***** Information supplied

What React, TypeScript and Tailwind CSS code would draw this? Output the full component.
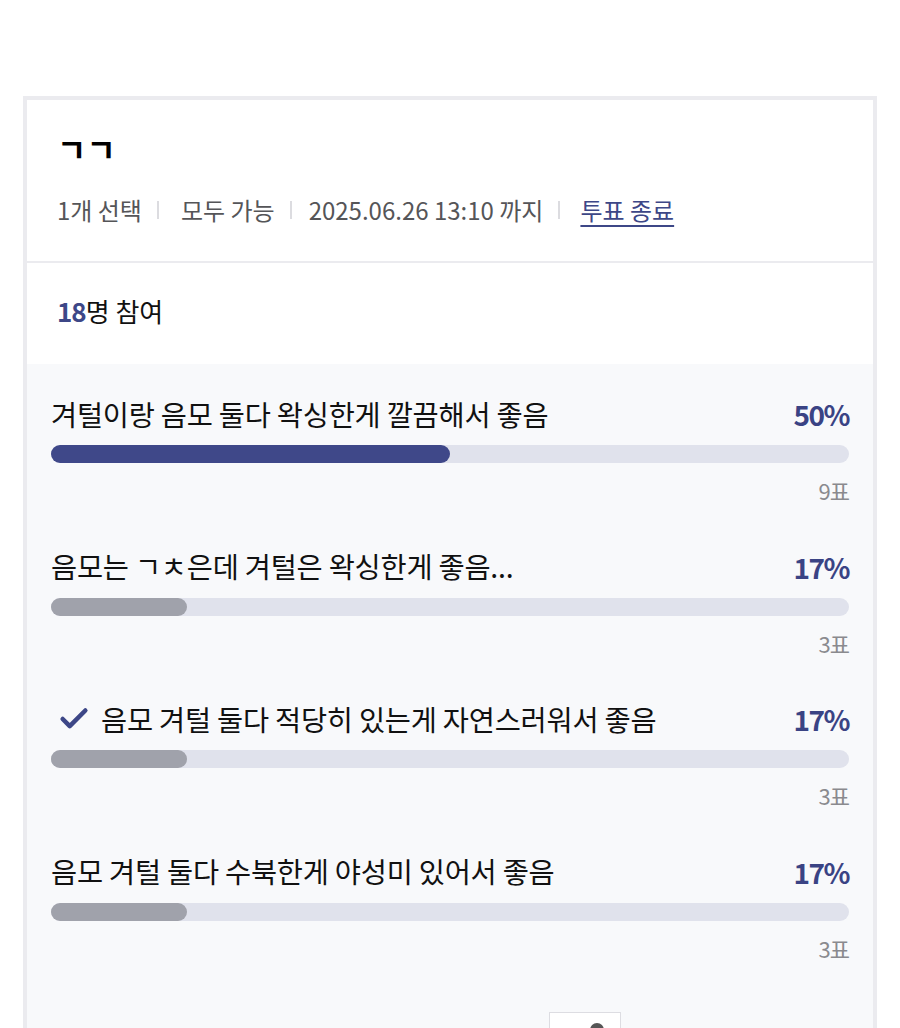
import { Check } from "lucide-react";

const options = [
  { label: "겨털이랑 음모 둘다 왁싱한게 깔끔해서 좋음", pct: 50, votes: 9, mine: false, top: true },
  { label: "음모는 ㄱㅊ은데 겨털은 왁싱한게 좋음...", pct: 17, votes: 3, mine: false, top: false },
  { label: "음모 겨털 둘다 적당히 있는게 자연스러워서 좋음", pct: 17, votes: 3, mine: true, top: false },
  { label: "음모 겨털 둘다 수북한게 야성미 있어서 좋음", pct: 17, votes: 3, mine: false, top: false },
];

function Sep() {
  return <span className="mx-[15px] inline-block h-[18px] w-[2px] bg-[#dcdce0]" />;
}

export default function App() {
  return (
    <div
      className="min-h-[1028px] bg-white pt-[96px] pl-[23px] pr-[23px]"
      style={{ fontFamily: '"Noto Sans CJK KR", "Noto Sans", sans-serif' }}
    >
      <div className="border-4 border-b-0 border-[#ebebef] bg-white">
        <div className="border-b-2 border-[#ebebef] px-[30px] pt-[30px] pb-[35px]">
          <div className="text-[32px] font-bold leading-[36px] text-black">ㄱㄱ</div>
          <div className="mt-[28px] flex items-center text-[24px] leading-[32px] text-[#555558]">
            <span>1개 선택</span>
            <Sep />
            <span className="ml-[7px]">모두 가능</span>
            <Sep />
            <span className="ml-[2px]">2025.06.26 13:10 까지</span>
            <Sep />
            <span className="ml-[5px] text-[#3d4787] underline underline-offset-[5px] decoration-[2px]">
              투표 종료
            </span>
          </div>
        </div>

        <div className="flex h-[101px] items-center px-[30px] pb-[6px] text-[26px] text-[#111]">
          <span className="font-bold tracking-[-1px] text-[#3d4787]">18</span>
          <span>명 참여</span>
        </div>

        <div className="bg-[#f8f9fb] px-[24px] pt-[32px] pb-[52px]">
          <div className="flex flex-col gap-[44.5px]">
            {options.map((o) => (
              <div key={o.label}>
                <div className="flex h-[36px] items-center justify-between">
                  <div className="flex items-center text-[28.4px] tracking-[-0.2px] text-[#111]">
                    {o.mine && (
                      <Check className="mr-[8px] ml-[4px] h-[34px] w-[38px] text-[#3d4787]" strokeWidth={3.2} />
                    )}
                    <span>{o.label}</span>
                  </div>
                  <span className="text-[28px] font-bold tracking-[-1.5px] text-[#3a4384]">{o.pct}%</span>
                </div>
                <div className="mt-[13px] h-[18px] w-full rounded-full bg-[#e0e2ec]">
                  <div
                    className={o.top ? "h-full rounded-full bg-[#3f4889]" : "h-full rounded-full bg-[#a0a2ab]"}
                    style={{ width: o.top ? "50%" : "17%" }}
                  />
                </div>
                <div className="mt-[13px] text-right text-[22px] leading-[28px] tracking-[-1px] text-[#8a8a8e]">
                  {o.votes}표
                </div>
              </div>
            ))}
          </div>
          <div className="mt-[50px] flex">
            <div className="ml-[498px] flex h-[60px] w-[72px] justify-center border border-[#dddde2] bg-white pt-[8px]">
              <span className="ml-[24px] mt-[2px] h-[14px] w-[14px] rounded-full bg-[#555]" />
            </div>
          </div>
        </div>
      </div>
    </div>
  );
}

**********

#### [Work to do]
Copy out the data above exactly, except the pictures.

#### [Answer to the exercise]
What React, TypeScript and Tailwind CSS code would draw this? Output the full component.
import { Check } from "lucide-react";

const options = [
  { label: "겨털이랑 음모 둘다 왁싱한게 깔끔해서 좋음", pct: 50, votes: 9, mine: false, top: true },
  { label: "음모는 ㄱㅊ은데 겨털은 왁싱한게 좋음...", pct: 17, votes: 3, mine: false, top: false },
  { label: "음모 겨털 둘다 적당히 있는게 자연스러워서 좋음", pct: 17, votes: 3, mine: true, top: false },
  { label: "음모 겨털 둘다 수북한게 야성미 있어서 좋음", pct: 17, votes: 3, mine: false, top: false },
];

function Sep() {
  return <span className="mx-[15px] inline-block h-[18px] w-[2px] bg-[#dcdce0]" />;
}

export default function App() {
  return (
    <div
      className="min-h-[1028px] bg-white pt-[96px] pl-[23px] pr-[23px]"
      style={{ fontFamily: '"Noto Sans CJK KR", "Noto Sans", sans-serif' }}
    >
      <div className="border-4 border-b-0 border-[#ebebef] bg-white">
        <div className="border-b-2 border-[#ebebef] px-[30px] pt-[30px] pb-[35px]">
          <div className="text-[32px] font-bold leading-[36px] text-black">ㄱㄱ</div>
          <div className="mt-[28px] flex items-center text-[24px] leading-[32px] text-[#555558]">
            <span>1개 선택</span>
            <Sep />
            <span className="ml-[7px]">모두 가능</span>
            <Sep />
            <span className="ml-[2px]">2025.06.26 13:10 까지</span>
            <Sep />
            <span className="ml-[5px] text-[#3d4787] underline underline-offset-[5px] decoration-[2px]">
              투표 종료
            </span>
          </div>
        </div>

        <div className="flex h-[101px] items-center px-[30px] pb-[6px] text-[26px] text-[#111]">
          <span className="font-bold tracking-[-1px] text-[#3d4787]">18</span>
          <span>명 참여</span>
        </div>

        <div className="bg-[#f8f9fb] px-[24px] pt-[32px] pb-[52px]">
          <div className="flex flex-col gap-[44.5px]">
            {options.map((o) => (
              <div key={o.label}>
                <div className="flex h-[36px] items-center justify-between">
                  <div className="flex items-center text-[28.4px] tracking-[-0.2px] text-[#111]">
                    {o.mine && (
                      <Check className="mr-[8px] ml-[4px] h-[34px] w-[38px] text-[#3d4787]" strokeWidth={3.2} />
                    )}
                    <span>{o.label}</span>
                  </div>
                  <span className="text-[28px] font-bold tracking-[-1.5px] text-[#3a4384]">{o.pct}%</span>
                </div>
                <div className="mt-[13px] h-[18px] w-full rounded-full bg-[#e0e2ec]">
                  <div
                    className={o.top ? "h-full rounded-full bg-[#3f4889]" : "h-full rounded-full bg-[#a0a2ab]"}
                    style={{ width: o.top ? "50%" : "17%" }}
                  />
                </div>
                <div className="mt-[13px] text-right text-[22px] leading-[28px] tracking-[-1px] text-[#8a8a8e]">
                  {o.votes}표
                </div>
              </div>
            ))}
          </div>
          <div className="mt-[50px] flex">
            <div className="ml-[498px] flex h-[60px] w-[72px] justify-center border border-[#dddde2] bg-white pt-[8px]">
              <span className="ml-[24px] mt-[2px] h-[14px] w-[14px] rounded-full bg-[#555]" />
            </div>
          </div>
        </div>
      </div>
    </div>
  );
}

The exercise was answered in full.